Jesus Fucking Christ, does this mean that any even remotely antagonistic attitude towards any aspect of the existing social order is fucking sedition?
|Posted on Sunday, March 06, 2005 - 09:37 am: |
It does make you wonder, actually, if this is a good argument for a US-based remake of 'If ...'? That would certainly be something. *Really* something.
|Posted on Sunday, March 06, 2005 - 10:09 am: |
Part of me thinks "Wash your mouth out with soap and water, Mr Gibson! Hollywood remake of 'If...'! Can you imagine the travesty?"
But at the same time, I could imagine setting it in a present-day prep school in the US. Don't they have some sort of equivalent of the military training - OTC - you still get in that type of public school in the UK? You could theoretically make a very pertinent comment on the current NeoCon climate, future Captains of Industry being taught Straussian political philosophy.
Shit, that could be one powerful fucking movie right now.
|Posted on Sunday, March 06, 2005 - 12:16 pm: |
Precisely. US-based isn't automatically Hollywood.

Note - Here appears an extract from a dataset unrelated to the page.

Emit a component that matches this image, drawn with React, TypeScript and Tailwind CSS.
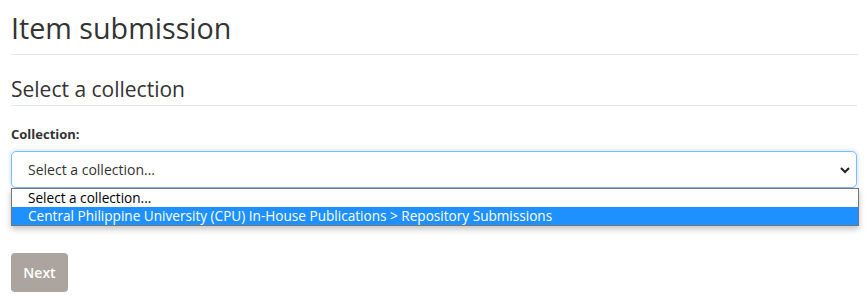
import React from "react";

export default function App() {
  const font = { fontFamily: '"Open Sans", "Noto Sans", sans-serif' };
  return (
    <div className="w-[868px] h-[308px] bg-white text-[#2b2b2b] overflow-hidden" style={font}>
      <div className="px-[11px] pt-[8px]">
        <h2 className="text-[28.7px] leading-[40px] font-normal text-[#333] pb-[6px] border-b border-[#e6e6e6] mr-[-1px]">
          Item submission
        </h2>
        <h3 className="mt-[21px] text-[21px] leading-[26px] text-[#333] pb-[3px] border-b border-[#e6e6e6]">
          Select a collection
        </h3>
        <div className="mt-[19px] text-[13px] font-bold leading-[18px] text-[#333]">Collection:</div>
        <div className="relative mt-[8px]">
          <div className="h-[37px] flex items-center justify-between rounded-[5px] border border-[#80bdff] shadow-[0_0_4px_rgba(0,123,255,0.3)] pl-[16px] pr-[4px] text-[14px] text-[#333]">
            <span>Select a collection...</span>
            <svg width="12" height="8" viewBox="0 0 12 8" className="mr-[1px]">
              <path d="M2 2 L6 6 L10 2" fill="none" stroke="#222" strokeWidth="2" />
            </svg>
          </div>
          <div className="absolute left-0 top-[37px] w-[848px] border border-[#767676] bg-white shadow-[0_3px_6px_rgba(0,0,0,0.25)] text-[13.6px] leading-[18px]">
            <div className="pl-[16px] h-[18px] text-black">Select a collection...</div>
            <div className="pl-[16px] h-[18px] bg-[#1e90ff] text-white">
              Central Philippine University (CPU) In-House Publications &gt; Repository Submissions
            </div>
          </div>
        </div>
        <div className="mt-[65px]">
          <button className="h-[39px] w-[57px] rounded-[4px] bg-[#aca59f] text-white text-[14px] font-semibold">
            Next
          </button>
        </div>
      </div>
    </div>
  );
}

|Posted on Monday, March 21, 2005 - 05:28 pm: |
And then there's Tabby. Describes herself on her website as "[h]ighly active in the peace and justice movement, the animal rights movement, and the anti-globalization movement, Paints, Writes, does web design, Scifi geek, Pro-Domina, Vegan, and general all around bad-ass".
And apparently an ENEMY OF THE STATE!!!
"I saw Goody Proctor with the devil!"
|Posted on Thursday, March 02, 2006 - 04:20 am: |
I thought the title of this thread the best one to post on (since I've just been reading your blog). You know, that 'Eyah asher eyah' I've heard many times. Usually it's someone trying to attract my attention from across the pub.
|Posted on Thursday, March 02, 2006 - 04:56 am: |
Or should I say "Ooyah, Asher... ooyah"?
But, aye, it does make perfect sense in that strange foreign language you guys speak down there, I suppose... that "Ingerlish" stuff.
|Posted on Thursday, March 02, 2006 - 06:46 am: |
Sorry about that -- editing boredom drives me to post too much on message boards.